▶ [Collected material]:
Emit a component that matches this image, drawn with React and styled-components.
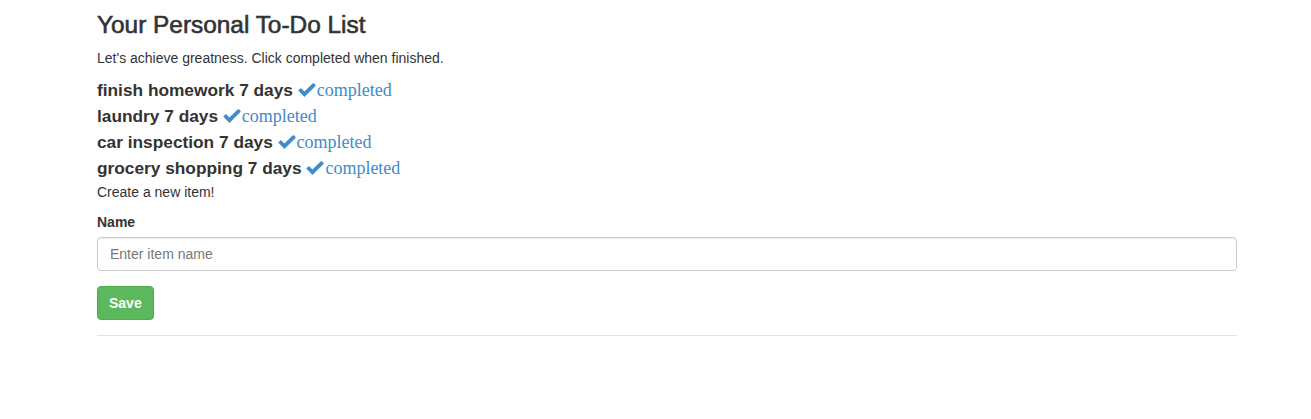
import styled, { createGlobalStyle } from "styled-components";

const GlobalStyle = createGlobalStyle`
  * {
    box-sizing: border-box;
  }
  body {
    margin: 0;
    background: #fff;
    color: #333;
    font-family: "Liberation Sans", Arial, sans-serif;
    font-size: 14px;
    line-height: 20px;
  }
`;

const Container = styled.div`
  width: 1140px;
  margin-left: 97px;
`;

const Title = styled.h3`
  margin: 12px 0 10px;
  font-size: 24.4px;
  font-weight: 400;
  line-height: 26.4px;
  color: #333;
  -webkit-text-stroke: 0.6px #333;
`;

const Lead = styled.p`
  margin: 0 0 9px;
`;

const List = styled.ul`
  list-style: none;
  margin: 0;
  padding: 0;
`;

const Item = styled.li`
  font-size: 17.3px;
  font-weight: 700;
  line-height: 26px;
  color: #333;
`;

const Done = styled.a`
  color: #428bca;
  font-family: "Liberation Serif", "Times New Roman", serif;
  font-size: 18px;
  font-weight: 400;
  text-decoration: none;
  cursor: pointer;

  svg {
    width: 18px;
    height: 14px;
    margin-right: 1px;
    vertical-align: -1px;
  }
`;

const Note = styled.p`
  margin: 1px 0 10px;
`;

const FormGroup = styled.div`
  margin-bottom: 15px;
`;

const Label = styled.label`
  display: inline-block;
  margin-bottom: 5px;
  font-weight: 700;
`;

const Input = styled.input`
  display: block;
  width: 100%;
  height: 34px;
  padding: 6px 12px;
  font-family: inherit;
  font-size: 14px;
  color: #555;
  border: 1px solid #ccc;
  border-radius: 4px;
  box-shadow: inset 0 1px 1px rgba(0, 0, 0, 0.075);
  outline: none;

  &::placeholder {
    color: #777;
  }
`;

const Button = styled.button`
  height: 34px;
  padding: 6px 11px;
  font-family: inherit;
  font-size: 14px;
  font-weight: 700;
  color: #fff;
  background: #5cb85c;
  border: 1px solid #4cae4c;
  border-radius: 4px;
  cursor: pointer;
`;

const Rule = styled.hr`
  margin: 15px 0 0;
  border: 0;
  border-top: 1px solid #e2e2e2;
`;

const Check = () => (
  <svg viewBox="0 0 18 14" aria-hidden="true">
    <path
      d="M0.3 7.6 L2.9 5 L6.4 8.4 L14.6 0.4 Q15.4 -0.2 16.2 0.6 L17.4 1.8 Q17.9 2.5 17.3 3.2 L6.4 13.9 Z"
      fill="currentColor"
    />
  </svg>
);

const todos = [
  { id: 1, name: "finish homework", due: "7 days" },
  { id: 2, name: "laundry", due: "7 days" },
  { id: 3, name: "car inspection", due: "7 days" },
  { id: 4, name: "grocery shopping", due: "7 days" },
];

export default function App() {
  return (
    <>
      <GlobalStyle />
      <Container>
        <Title>Your Personal To-Do List</Title>
        <Lead>Let's achieve greatness. Click completed when finished.</Lead>
        <List>
          {todos.map((todo) => (
            <Item key={todo.id}>
              {todo.name} {todo.due}{" "}
              <Done>
                <Check />
                completed
              </Done>
            </Item>
          ))}
        </List>
        <Note>Create a new item!</Note>
        <form onSubmit={(e) => e.preventDefault()}>
          <FormGroup>
            <Label htmlFor="name">Name</Label>
            <Input id="name" placeholder="Enter item name" />
          </FormGroup>
          <Button type="submit">Save</Button>
        </form>
        <Rule />
      </Container>
    </>
  );
}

▶ [What you will do]: What is the number of lines in this listing that contain the word "components"? Answer with that number and nothing else.

▶ [The reply]: 2